Degradation kinetics of sugars (glucose and xylose), amino acids (proline and aspartic acid) and their binary mixtures in subcritical water: Effect of Maillard reaction.

A systematic kinetic study was conducted in subcritical water medium in the temperature range from 150 to 200 °C for pure glucose, xylose, proline and aspartic acid as well as binary mixtures of sugars + amino acids to understand the reaction kinetics and interactions among biomass components and to discern the influence of Maillard reaction (MR) on the overall reaction kinetics. The main degradation products identified for glucose and xylose were the respective dehydration products, hydroxymethyl furfural and furfural, yielding an increasing solid residue with temperature (15.9 wt% at 200 °C) with an augmented heating value. The degradation of sugars and amino acids in binary systems was faster compared to pure compounds due to MR and the production of dehydration products was delayed when considering total sugar conversion. Higher relative reactivity in MR was observed for xylose over glucose showing also higher antioxidant activity.

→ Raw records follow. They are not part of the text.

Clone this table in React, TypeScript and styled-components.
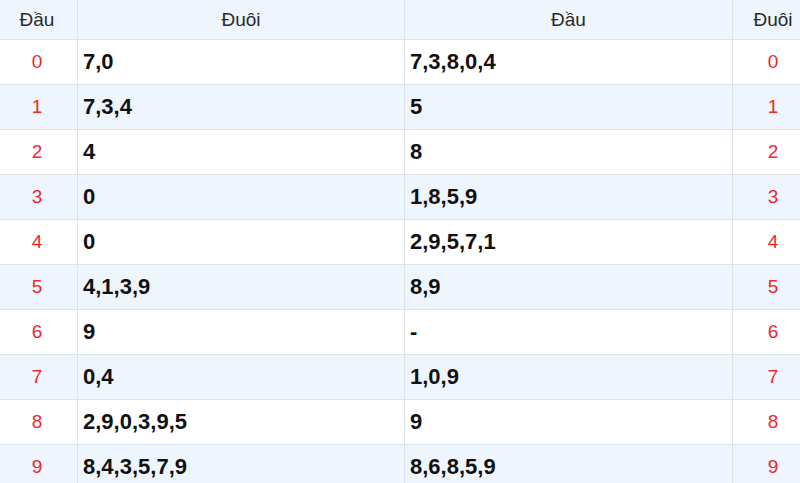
import React from "react";
import styled, { createGlobalStyle } from "styled-components";

const GlobalStyle = createGlobalStyle`
  body {
    margin: 0;
    background: #fff;
    font-family: "Liberation Sans", Arial, sans-serif;
  }
`;

const Frame = styled.div`
  width: 800px;
  overflow: hidden;
`;

const Table = styled.table`
  width: 813px;
  margin-left: -3px;
  border-collapse: collapse;
  table-layout: fixed;
`;

const HeadCell = styled.th<{ $w: number }>`
  width: ${(p) => p.$w}px;
  height: 39px;
  padding: 0;
  background: #eef5fd;
  border: 1px solid #dce3ea;
  border-top: none;
  font-weight: normal;
  font-size: 19px;
  color: #2a2a2a;
  text-align: center;
  &:first-child { border-left: none; }
  &:last-child { border-right: none; }
`;

const Row = styled.tr<{ $alt: boolean }>`
  background: ${(p) => (p.$alt ? "#eef5fd" : "#fff")};
`;

const NumCell = styled.td`
  height: 44px;
  padding: 0;
  border: 1px solid #dce3ea;
  text-align: center;
  font-size: 19px;
  color: #f0262b;
  &:first-child { border-left: none; }
  &:last-child { border-right: none; }
`;

const ValueCell = styled.td`
  height: 44px;
  padding: 0 5px;
  border: 1px solid #dce3ea;
  font-size: 22px;
  font-weight: bold;
  color: #111;
`;

const rows: [string, string][] = [
  ["7,0", "7,3,8,0,4"],
  ["7,3,4", "5"],
  ["4", "8"],
  ["0", "1,8,5,9"],
  ["0", "2,9,5,7,1"],
  ["4,1,3,9", "8,9"],
  ["9", "-"],
  ["0,4", "1,0,9"],
  ["2,9,0,3,9,5", "9"],
  ["8,4,3,5,7,9", "8,6,8,5,9"],
];

export default function App() {
  return (
    <>
      <GlobalStyle />
      <Frame>
        <Table>
          <thead>
            <tr>
              <HeadCell $w={80}>Đầu</HeadCell>
              <HeadCell $w={326}>Đuôi</HeadCell>
              <HeadCell $w={327}>Đầu</HeadCell>
              <HeadCell $w={80}>Đuôi</HeadCell>
            </tr>
          </thead>
          <tbody>
            {rows.map(([tail, head], i) => (
              <Row key={i} $alt={i % 2 === 1}>
                <NumCell>{i}</NumCell>
                <ValueCell>{tail}</ValueCell>
                <ValueCell>{head}</ValueCell>
                <NumCell>{i}</NumCell>
              </Row>
            ))}
          </tbody>
        </Table>
      </Frame>
    </>
  );
}
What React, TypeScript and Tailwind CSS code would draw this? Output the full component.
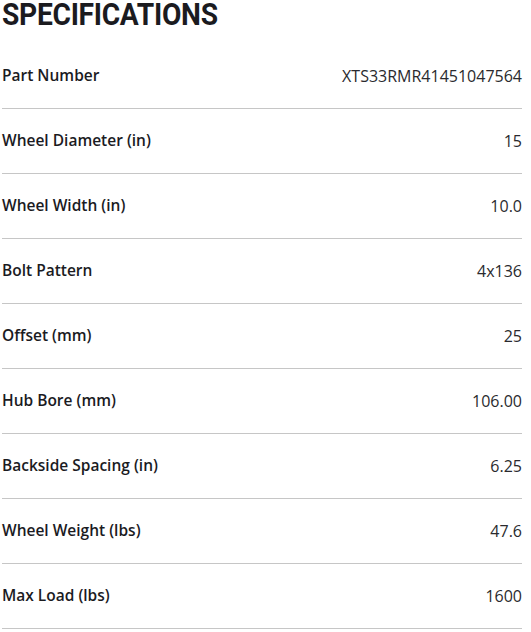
const specs = [
  { label: "Part Number", value: "XTS33RMR41451047564" },
  { label: "Wheel Diameter (in)", value: "15" },
  { label: "Wheel Width (in)", value: "10.0" },
  { label: "Bolt Pattern", value: "4x136" },
  { label: "Offset (mm)", value: "25" },
  { label: "Hub Bore (mm)", value: "106.00" },
  { label: "Backside Spacing (in)", value: "6.25" },
  { label: "Wheel Weight (lbs)", value: "47.6" },
  { label: "Max Load (lbs)", value: "1600" },
];

export default function App() {
  return (
    <div className="min-h-[632px] bg-white font-['Open_Sans','Liberation_Sans',sans-serif]">
      <div className="ml-[2px] w-[520px]">
        <div className="h-[44px]">
          <h2 className="inline-block origin-left scale-x-[0.88] font-['Roboto','Liberation_Sans',sans-serif] text-[32px] leading-[28px] font-bold uppercase tracking-[-0.01em] text-[#1b1b1f]">
            Specifications
          </h2>
        </div>
        {specs.map((s) => (
          <div
            key={s.label}
            className="flex h-[65px] items-center justify-between border-b border-[#c6c6c6] pb-[1px]"
          >
            <span className="text-[15.5px] font-semibold text-[#1b1b1f]">{s.label}</span>
            <span className="text-[16px] text-[#2a2a2e]">{s.value}</span>
          </div>
        ))}
      </div>
    </div>
  );
}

Production of small peptides and low molecular weight amino acids by subcritical water from fish meal: Effect of pressurization agent.

The hydrolysis of the water-soluble protein (WSP) fraction from tuna fish meal was evaluated by subcritical water (subW) by using N2 and CO2 as different pressurization agents in the temperature range from 140 to 180 °C. For both gases, the amino group release increased by increasing working temperature while the Lowry response decreased due to production of smaller-size peptides and free amino acids. The free amino acid content was higher with CO2 than with N2. At 180 °C, 344 ± 5 and 275 ± 3 mg of free amino acids per g of WSP were released, respectively; although, in both systems the smallest molecular weight amino acids, glycine and alanine, were preferentially released. The free amino acids content obtained by enzymatic hydrolysis with commercial proteases Alcalase and Novozym was much lower with the highest hydrolysis yield determined for histidine. These results have been supported by size exclusion chromatography analysis.

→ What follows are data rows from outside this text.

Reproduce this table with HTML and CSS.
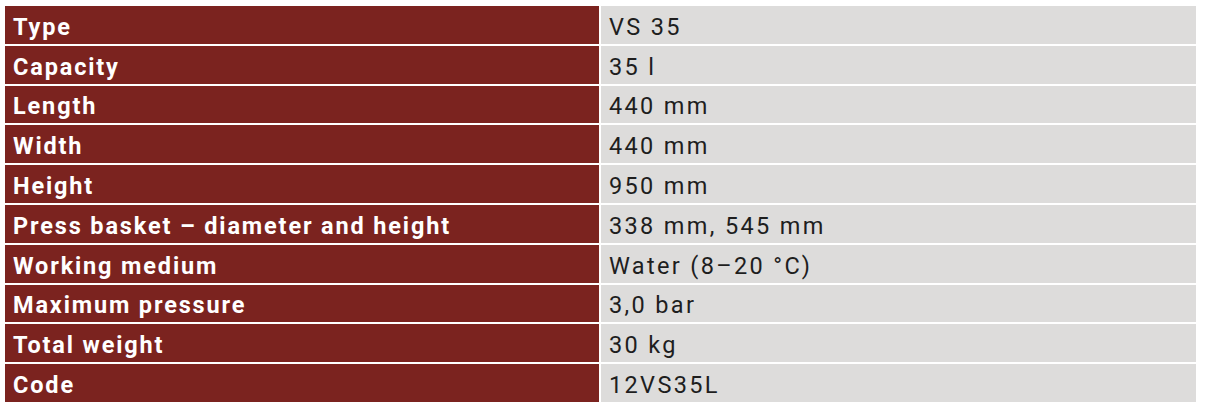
FILE: index.html
```html
<!DOCTYPE html>
<html>
<head>
<meta charset="utf-8">
<link rel="stylesheet" href="styles.css">
</head>
<body>
<div class="specs">
  <div class="label">Type</div><div class="value">VS 35</div>
  <div class="label">Capacity</div><div class="value">35 l</div>
  <div class="label">Length</div><div class="value">440 mm</div>
  <div class="label">Width</div><div class="value">440 mm</div>
  <div class="label">Height</div><div class="value">950 mm</div>
  <div class="label">Press basket – diameter and height</div><div class="value">338 mm, 545 mm</div>
  <div class="label">Working medium</div><div class="value">Water (8–20 °C)</div>
  <div class="label">Maximum pressure</div><div class="value">3,0 bar</div>
  <div class="label">Total weight</div><div class="value">30 kg</div>
  <div class="label">Code</div><div class="value">12VS35L</div>
</div>
</body>
</html>
```
FILE: styles.css
```css
html, body {
  margin: 0;
  padding: 0;
  background: #ffffff;
}
.specs {
  display: grid;
  grid-template-columns: 594px 595px;
  grid-auto-rows: 37.8px;
  gap: 2px;
  padding: 6px 0 0 5px;
  font-family: Roboto, "Liberation Sans", sans-serif;
  font-size: 23.5px;
}
.label, .value {
  display: flex;
  align-items: center;
  padding: 4px 0 0 8px;
  box-sizing: border-box;
  white-space: nowrap;
}
.label {
  background: #7b231f;
  color: #ffffff;
  font-weight: 700;
  letter-spacing: 1.85px;
}
.value {
  background: #dddcdb;
  color: #1e1e1e;
  font-weight: 400;
  letter-spacing: 2.35px;
}
```
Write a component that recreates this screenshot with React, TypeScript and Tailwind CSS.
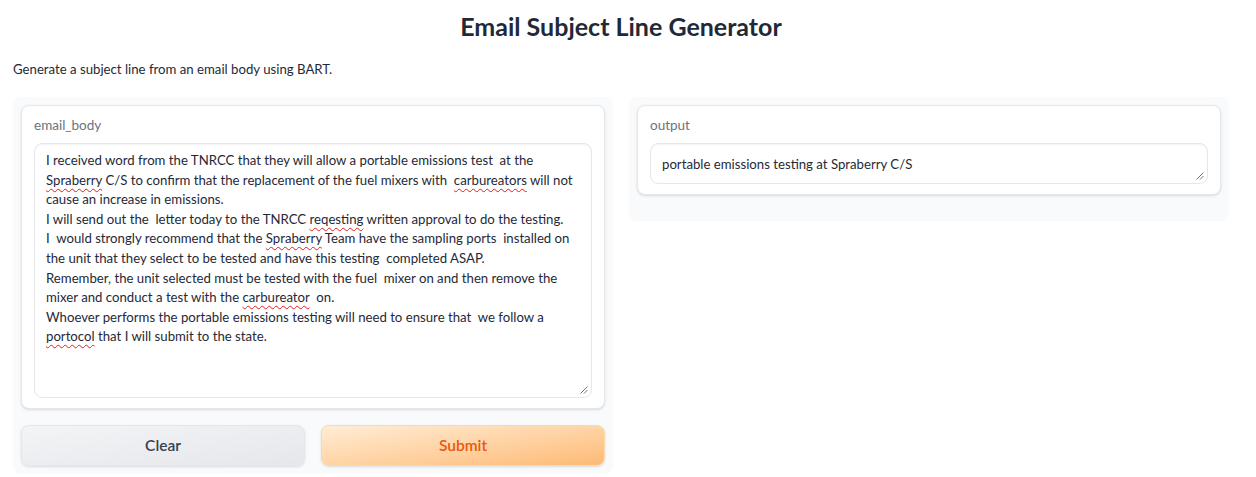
import type { ReactNode } from "react";

const FONT = "font-['Lato','Noto_Sans',sans-serif]";

// wavy red spell-check underline
function Sp({ children }: { children: ReactNode }) {
  return (
    <span className="underline decoration-wavy decoration-[#e11d21] decoration-1 underline-offset-[3px]">
      {children}
    </span>
  );
}

const BODY: ReactNode[] = [
  <>I received word from the TNRCC that they will allow a portable emissions test&nbsp; at the</>,
  <>
    <Sp>Spraberry</Sp> C/S to confirm that the replacement of the fuel mixers with&nbsp; <Sp>carbureators</Sp> will not
  </>,
  <>cause an increase in emissions.</>,
  <>
    I will send out the&nbsp; letter today to the TNRCC <Sp>reqesting</Sp> written approval to do the testing.
  </>,
  <>
    I&nbsp; would strongly recommend that the <Sp>Spraberry</Sp> Team have the sampling ports&nbsp; installed on
  </>,
  <>the unit that they select to be tested and have this testing&nbsp; completed ASAP.</>,
  <>Remember, the unit selected must be tested with the fuel&nbsp; mixer on and then remove the</>,
  <>
    mixer and conduct a test with the <Sp>carbureator</Sp>&nbsp; on.
  </>,
  <>Whoever performs the portable emissions testing will need to ensure that&nbsp; we follow a</>,
  <>
    <Sp>portocol</Sp> that I will submit to the state.
  </>,
];

function Grip() {
  return (
    <svg className="absolute bottom-[3px] right-[3px]" width="9" height="9" viewBox="0 0 9 9">
      <path d="M8.5 1.5 L1.5 8.5 M8.5 5 L5 8.5" stroke="#6b7280" strokeWidth="1" />
    </svg>
  );
}

function Box({ label, children, h }: { label: string; children: ReactNode; h: string }) {
  return (
    <div className="rounded-lg border border-[#e5e7eb] bg-white px-[12px] pb-[10px] pt-[9px] shadow-sm">
      <div className="mb-[8px] text-[13.5px] leading-[20px] text-[#6b7280]">{label}</div>
      <div
        className={`relative rounded-lg border border-[#e5e7eb] bg-white px-[11px] pb-[6px] pt-[7px] text-[13.2px] leading-[19.6px] text-[#1f2937] shadow-[inset_0_1px_2px_rgba(0,0,0,0.05)] ${h}`}
      >
        {children}
        <Grip />
      </div>
    </div>
  );
}

export default function App() {
  return (
    <div className={`${FONT} w-[1256px] bg-white`}>
      <div className="ml-[13px] w-[1216px]">
        <h1 className="pt-[11px] text-center text-[25px] font-bold leading-[30px] text-[#1f2937]">
          Email Subject Line Generator
        </h1>
        <p className="mt-[19px] text-[13.2px] leading-[18px] text-[#1f2937]">
          Generate a subject line from an email body using BART.
        </p>

        <div className="mt-[19px] flex items-start gap-[16px]">
          <div className="flex w-[600px] flex-col gap-[16px] rounded-lg bg-[#f9fafb] p-[8px]">
            <Box label="email_body" h="h-[255px]">
              {BODY.map((line, i) => (
                <div key={i} className="whitespace-nowrap">
                  {line}
                </div>
              ))}
            </Box>
            <div className="flex gap-[16px]">
              <button
                type="button"
                className="h-[41px] flex-1 rounded-lg border border-[#e5e7eb] bg-gradient-to-br from-[#f3f4f6] to-[#e5e7eb] text-[15.5px] font-semibold text-[#374151] shadow-sm"
              >
                Clear
              </button>
              <button
                type="button"
                className="h-[41px] flex-1 rounded-lg border border-[#fed7aa] bg-gradient-to-br from-[#ffedd5] to-[#fdba74] text-[15.5px] font-semibold text-[#ea580c] shadow-sm"
              >
                Submit
              </button>
            </div>
          </div>

          <div className="w-[600px] rounded-lg bg-[#f9fafb] p-[8px] pb-[26px]">
            <Box label="output" h="h-[41px]">
              <div className="whitespace-nowrap pt-[4px]">portable emissions testing at Spraberry C/S</div>
            </Box>
          </div>
        </div>
      </div>
    </div>
  );
}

Subcritical water as hydrolytic medium to recover and fractionate the protein fraction and phenolic compounds from craft brewer's spent grain.

The valorization of the brewer's spent grain (BSG) generated in a craft beer industry was studied by subcritical water hydrolysis in a semi-continuous fixed-bed reactor. Temperature was varied from 125 to 185 °C at a constant flow rate of 4 mL/min. Biomass hydrolysis yielded a maximum of 78% of solubilized protein at 185 °C. Free amino acids presented a maximum level at 160 °C with a value of 55 mg free amino acids/gprotein-BSG. Polar amino acid presented a maximum at lower temperatures than non-polar amino acids. The maximum in total phenolic compounds was reached at 185 °C. This maximum is the same for aldehyde phenolic compounds such as vanillin, syringic and protocatechuic aldehyde; however, for hydroxycinnamic acids, such as ferulic acid and p-coumaric, the maximum was obtained at 160 °C. This allows a fractionation of the bioactive compounds. Subcritical water addresses opportunities for small breweries to be incorporated within the biorefinery concept.